Oceana Grill, which is in New Orleans' French Quarter, argued in its Monday complaint that the civil authority prong of its "all risk" property policy with underwriters at Lloyd's of London should cover its lost revenue following statewide orders that sharply curtailed the size of public gatherings and required restaurants to cease on-site dining.
Like many civil authority provisions, the one in Oceana Grill's policy requires that a government restriction stem from a "direct physical loss" — or damage — to a nearby property for coverage to apply. John W. Houghtaling II of Gauthier Murphy & Houghtaling LLC, an attorney for the restaurant, told Law360 that this requirement is met by the COVID-19 pandemic. He noted that Louisiana's governor and New Orleans' mayor supported their restrictions by pointing to concerns of the coronavirus contaminating, and thereby damaging, public spaces.
Oceana Grill's suit was the opening salvo in an expected wave of litigation over the applicability of civil authority coverage during the pandemic, given the proliferation of federal, state and local orders across the country requiring businesses to close or sharply limit their operations. But even if companies' policies don't exclude coverage for viruses — as Oceana Grill's does not — attorneys told Law360 they may still face a tough task in fulfilling the direct physical loss requirement, given the unsettled and still-evolving science around the coronavirus.
"A typical civil authority scenario is where there is a fire or a collapsed building, and authorities shut down businesses on the same block," said Clark & Fox partner Michael Savett, who represents insurers. "Here, making an argument that coronavirus actually caused physical damage to a nearby property will be a hurdle for insureds."

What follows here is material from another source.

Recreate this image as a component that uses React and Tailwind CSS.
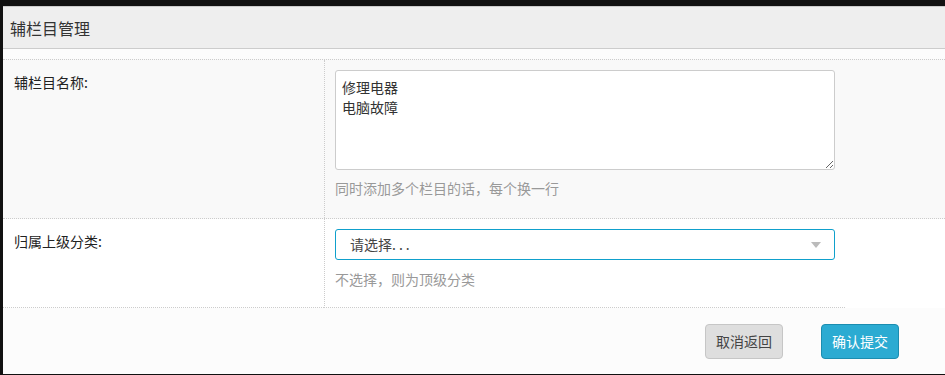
const font = { fontFamily: '"Noto Sans CJK SC", "Noto Sans", sans-serif' }

const App = () => {
  return (
    <div className="w-[945px] h-[375px] bg-[#111] pl-[3px] pt-[6px] pb-px" style={font}>
      <div className="flex flex-col h-full bg-[#fcfcfc]">
        {/* header */}
        <div className="h-[43px] shrink-0 flex items-center px-[7px] border-y border-[#ccc] bg-[#eee] text-[16px] text-[#333]">
          辅栏目管理
        </div>

        <div className="pt-[10px]">
          {/* row 1 */}
          <div className="flex h-[160px] border-y border-dotted border-[#ccc] bg-[#f9f9f9]">
            <div className="w-[321px] shrink-0 pl-[11px] pt-[12px] text-[14px] leading-[20px] text-[#222]">
              辅栏目名称:
            </div>
            <div className="flex-1 border-l border-dotted border-[#ccc] pl-[10px] pt-[10px]">
              <textarea
                readOnly
                defaultValue={'修理电器\n电脑故障'}
                className="block w-[500px] h-[100px] rounded-[3px] border border-[#ccc] bg-white px-[6px] py-[6px] text-[14px] leading-[20px] text-[#333] outline-none"
                style={font}
              />
              <div className="mt-[8px] text-[14px] leading-[20px] text-[#999]">
                同时添加多个栏目的话，每个换一行
              </div>
            </div>
          </div>

          {/* row 2 */}
          <div className="flex h-[89px] bg-white">
            <div className="w-[321px] shrink-0 border-b border-dotted border-[#ccc] pl-[11px] pt-[12px] text-[14px] leading-[20px] text-[#222]">
              归属上级分类:
            </div>
            <div className="w-[521px] shrink-0 border-l border-b border-dotted border-[#ccc] pl-[10px] pt-[10px]">
              <div className="relative flex items-center w-[500px] h-[31px] rounded-[3px] border border-[#0fa0cc] bg-white pl-[14px] text-[14px] text-[#444]">
                请选择<span className="tracking-[3px]">...</span>
                <span className="absolute right-[13px] top-[12px] w-0 h-0 border-x-[5px] border-x-transparent border-t-[6px] border-t-[#bbb]" />
              </div>
              <div className="mt-[9px] text-[14px] leading-[20px] text-[#999]">
                不选择，则为顶级分类
              </div>
            </div>
            <div className="flex-1" />
          </div>
        </div>

        {/* footer */}
        <div className="flex justify-end gap-[38px] pt-[16px] pr-[46px]">
          <button className="w-[78px] h-[35px] rounded-[4px] border border-[#c6c6c6] bg-[#dedede] text-[14px] text-[#444]">
            取消返回
          </button>
          <button className="w-[78px] h-[35px] rounded-[4px] border border-[#1b8db0] bg-[#2babd2] text-[14px] text-white">
            确认提交
          </button>
        </div>
      </div>
    </div>
  )
}

export default App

There is not yet a consensus in the scientific community regarding how long the novel coronavirus can survive on surfaces or materials. One study issued this week by the New England Journal of Medicine indicated it can survive on cardboard for up to a day and on plastic and stainless steel for up to 72 hours. In addition, past research has found that other coronaviruses, such as those that cause MERS and SARS, can survive anywhere from two hours to 28 days, depending on temperature and other factors.
Therefore, policyholders and insurers embroiled in civil authority coverage disputes are likely to turn to scientific experts to ascertain whether, and for how long, the coronavirus contaminated buildings affected by government-mandated closures.
"I think you are going to have a battle of experts within the scientific community as to whether or not a virus of this type causes physical damage," Savett said.
Saxe Doernberger & Vita PC partner Gregory D. Podolak, who represents policyholders, said scientific inquiries into whether policies' direct physical loss requirement was satisfied could prove costly and be complicated by companies' inability to access their properties for long stretches of time.
"There will be a huge strain on resources for insureds if carriers are going to argue that they need to produce a scientific report confirming the presence of coronavirus," he said. "That illustrates just how untenable this type of reading of this policy language can be in practice."
According to Haynes and Boone LLP partner Stephen Raptis, even if an expert determines the coronavirus has a fairly short lifespan on a surface, "there is always the risk of re-contamination," which he said could fulfill the direct physical loss requirement.
"I would argue that this is a continually renewing physical loss, as long as individuals are continuing to come through a property," said Raptis, who represents policyholders. "These civil authority orders are intended to prevent re-contamination."
Some attorneys said policyholders may have another route to civil authority coverage that wouldn't involve intensive scientific scrutiny.
Anderson Kill PC shareholder Nicholas Insua explained that policyholders can also argue that, "to the extent coronavirus has infiltrated a premises, the loss of functionality of that property is akin to physical loss or damage."
Insua cited several cases to support this stance, including a New Jersey federal court's 2014 ruling in Gregory Packaging v. Travelers , in which the court found an ammonia release at a factory constituted direct physical loss or damage to the building.
Podolak also said this "loss of functionality" argument could be viable, especially in cases in which it is difficult to determine whether a property was contaminated with the coronavirus.
"When you get to those properties where the presence of the virus is not able to be determined, I query to what extent the specter of COVID-19 alone might qualify as direct physical loss or damage under a 'loss of functionality'-type litmus test," he said. "I think you will see a lot of head-butting between insureds and their carriers on this."
However, Zelle LLP partner Shannon O'Malley, who represents insurers, asserted that the mere threat of coronavirus contamination shouldn't be sufficient to meet the direct physical loss requirement and trigger civil authority coverage.
To bolster that contention, she pointed to a number of decisions in civil authority coverage disputes following the Sept. 11 terrorist attacks and major hurricanes. Among those was the Second Circuit's 2006 ruling in United Air Lines Inc. v. Insurance Co. of the State of Pennsylvania , in which the court affirmed that United couldn't force its insurer to cover lost earnings due to the national disruption of flight service after 9/11 because the airline's facilities at Ronald Reagan Washington National Airport were not damaged by the terrorist attack on the Pentagon.
"If an order is issued to avoid future problems that have nothing to do with physical loss or damage, courts have held that this is insufficient to trigger civil authority coverage," O'Malley said.